A Federal Drug Administration advisory panel has voted against authorizing MDMA-assisted therapy for PTSD.

MDMA, more commonly known as ecstasy, is a Schedule I narcotic that’s illegal, despite the benefits it’s been shown to pose for those struggling with certain mental ailments.

The decision comes months after a company called the MAPS Public Benefit Corporation filed an application with the FDA in December asking it to consider allowing drugs like MDMA to be used to treat post-traumatic stress disorder.

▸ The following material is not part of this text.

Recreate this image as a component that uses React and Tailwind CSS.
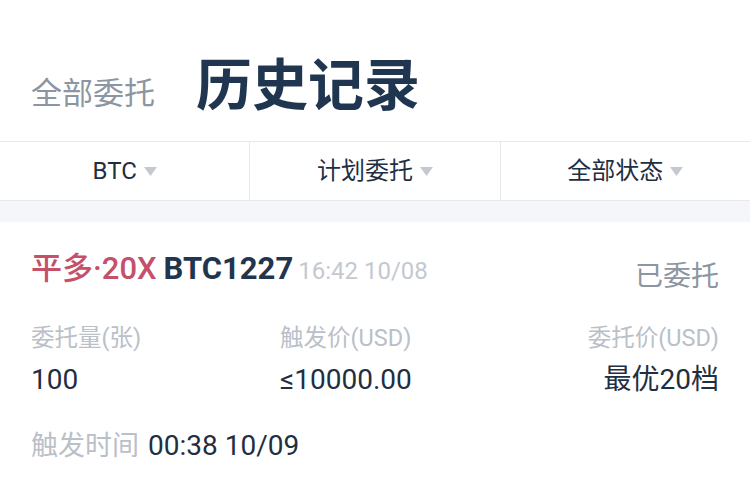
import React from 'react';

const font = { fontFamily: 'Roboto, "Noto Sans CJK SC", sans-serif' };

const Caret = () => (
  <svg width="13" height="9" viewBox="0 0 13 9" className="ml-[7px]">
    <path d="M0 0 L13 0 L6.5 9 Z" fill="#c4c9cf" />
  </svg>
);

const Filter = ({ label, border }) => (
  <div className={`flex-1 flex items-center justify-center ${border ? 'border-r border-[#e6e8ec]' : ''}`}>
    <span className="text-[24px] leading-none text-[#1f2f42]">{label}</span>
    <Caret />
  </div>
);

const App = () => {
  return (
    <div className="w-[750px] h-[483px] bg-white overflow-hidden" style={font}>
      <div className="h-[142px] flex items-center pt-[30px] pl-[31px] border-b border-[#e6e8ec]">
        <span className="text-[31px] leading-none text-[#8b96a2] mt-[15px]">全部委托</span>
        <span className="ml-[41px] text-[56px] font-bold text-[#1f3550] leading-none">历史记录</span>
      </div>
      <div className="h-[59px] flex border-b border-[#e6e8ec]">
        <Filter label="BTC" border />
        <Filter label="计划委托" border />
        <Filter label="全部状态" />
      </div>
      <div className="h-[21px] bg-[#f5f6fa]" />
      <div className="px-[31px] pt-[26px]">
        <div className="flex items-center justify-between h-[40px]">
          <div className="flex items-baseline leading-none">
            <span className="text-[31px] font-medium text-[#c5506a]">平多·20X</span>
            <span className="ml-[7px] text-[31px] font-bold text-[#1f3550]">BTC1227</span>
            <span className="ml-[5px] text-[24px] text-[#c4c9cf]">16:42 10/08</span>
          </div>
          <span className="text-[28px] leading-none text-[#8b96a2] mt-[18px]">已委托</span>
        </div>
        <div className="flex items-center h-[30px] mt-[36px] text-[23.5px] leading-none text-[#bac0c8]">
          <span className="w-[249px]">委托量(张)</span>
          <span className="flex-1">触发价(USD)</span>
          <span className="text-right">委托价(USD)</span>
        </div>
        <div className="flex items-center h-[34px] mt-[9px] text-[28px] leading-none text-[#1f2f42]">
          <span className="w-[249px]">100</span>
          <span className="flex-1">≤10000.00</span>
          <span className="text-right">最优20档</span>
        </div>
        <div className="flex items-center h-[34px] mt-[32px] leading-none">
          <span className="text-[27px] text-[#bac0c8]">触发时间</span>
          <span className="ml-[9px] text-[28px] text-[#1f2f42]">00:38 10/09</span>
        </div>
      </div>
    </div>
  );
};

export default App;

“The filing of our NDA is the culmination of more than 30 years of clinical research, advocacy, collaboration, and dedication to bring a potential new option to adults living with PTSD, a patient group that has experienced little innovation in decades,” MAPS CEO Amy Emerson said in a statement at the time, as reported by CNN.

Fast-forward to last week when the decision was made.

“[A]dvisers to the Food and Drug Administration pored over shortcomings and missteps in the research and overwhelmingly rejected the evidence supporting MDMA as an effective treatment for post-traumatic stress disorder,” according to NPR.

Supporters of the plan weren’t pleased.

“It really doesn’t feel like the data was given its proper due,” Ingmar Gorman, who was involved in the MDMA trials that were scrutinized by the panel, told NPR. “The hope was always, if we do the science and we do the science right, the data will speak for itself.”

“We are disappointed in today’s vote, given the urgent unmet need in PTSD, and appreciate that the committee faced a challenging and atypical assignment, which was to evaluate a therapeutic approach that combines drug therapy (MDMA) and psychological intervention,” Emerson added.

Blowback has also come from the GOP — namely Rep. Morgan Luttrell, a retired U.S. Navy Seal who himself has used MDMA to treat PTSD.

“I can personally attest to the benefits in treating PTS and other cognitive issues through the use of psychedelic substances,” he wrote in an op-ed this week for Marijuana Moment. “While these treatments still carry a stigma, I believe it stems from a lack of education and experience around the clinical use of psychedelics.”

“I understand that when many of my colleagues in the House of Representatives and researchers in this space hear ‘psychedelics,’ they think about how they were abused decades ago. However, this perception could not be further from the reality of the clinical applications we are discussing. Psychedelic substance trials take place in a medical setting and are administered by trained professionals in the medical field,” he added.

“These rigorous, controlled studies have shown that psychedelics, when administered in a therapeutic setting, can lead to profound and lasting improvements in mental health,” he continued.

Juliana Mercer, a 16-year Marine Corps veteran and leading advocate of MDMA-assisted therapy, said the decision was a “big gut punch.”

“When I heard the verdict, all I could think about was the hopes of those veterans being dashed … and not having a solution for them,” she told Fox News in a statement.

Indeed, approval of MDMA for therapy would have greatly benefitted veterans. The U.S. Department of Veterans Affairs notes that a study conducted last year found that 85 percent of participants achieved a “clinically meaningful benefit” from using MDMA for their PTSD.

Mercer reportedly attended an FDA panel hearing before the decision was made. At the hearing, she said there were “quite a few large veteran organizations that shared the great need for a solution to PTSD.”

“There were also individual veterans who had undergone the therapy and talked about this life-saving treatment they received,” she added.

One Marine who attended the hearing reportedly talked about the phone calls he’s received from other veterans asking, “How do I get this treatment?”

“I get those same calls,” Mercer said. “Veterans have heard that this works. They’ve seen the data and the science, and they’ve been desperately waiting for this approval.”